On Good Friday, we’ll remember how Jesus experienced in his flesh the excruciating pain of the lashes, of the crown of thorns, of the nails.  And we’ll watch with the women as Jesus’ broken and beaten body is laid in a tomb.

And then on Easter Sunday, we’ll rejoice in the good news that Jesus was raised bodily.  It wasn’t a ghost that appeared to the disciples.  It was the flesh and blood Jesus, the one who bore in his body the marks of the nails and the spear.  Christianity is indeed a physical, embodied religion!

So why did God enter our world in the flesh?  Why did God take on our physical human nature?  Why did God leave his heavenly throne to experience the full range of bodily human existence?  In the answer to that question we find the heart of the gospel itself.  It was to redeem flesh and blood human beings.  It was to reconcile us to himself.  It was so that you and I, along with all creation, might belong to God forever.

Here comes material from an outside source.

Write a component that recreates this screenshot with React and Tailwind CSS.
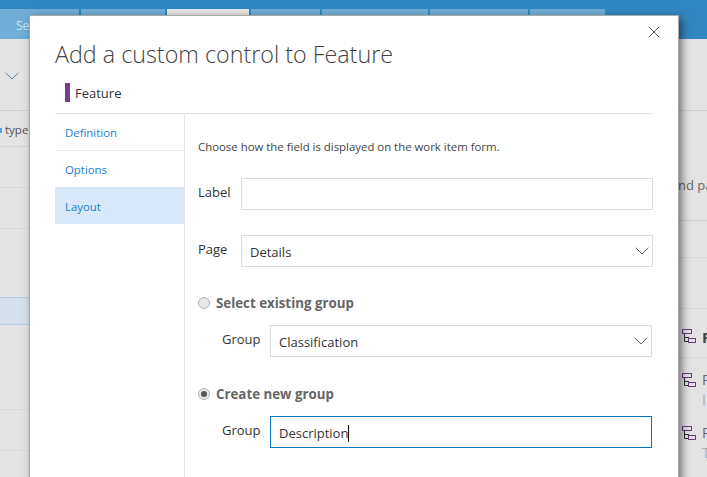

Why it had to be that way – why God had to become one of us in order to save us – is a mystery we can’t fully comprehend.  But during Lent and Holy Week especially, we both celebrate and stand in awe of that mystery.  God loves us so much that he became one of us – all the way to the grave.

I invite you to join us for worship – on Sunday mornings, on Wednesday evenings, and during our special Holy Week and Easter services – as we enter into the mystery and the wonder of the God who became flesh.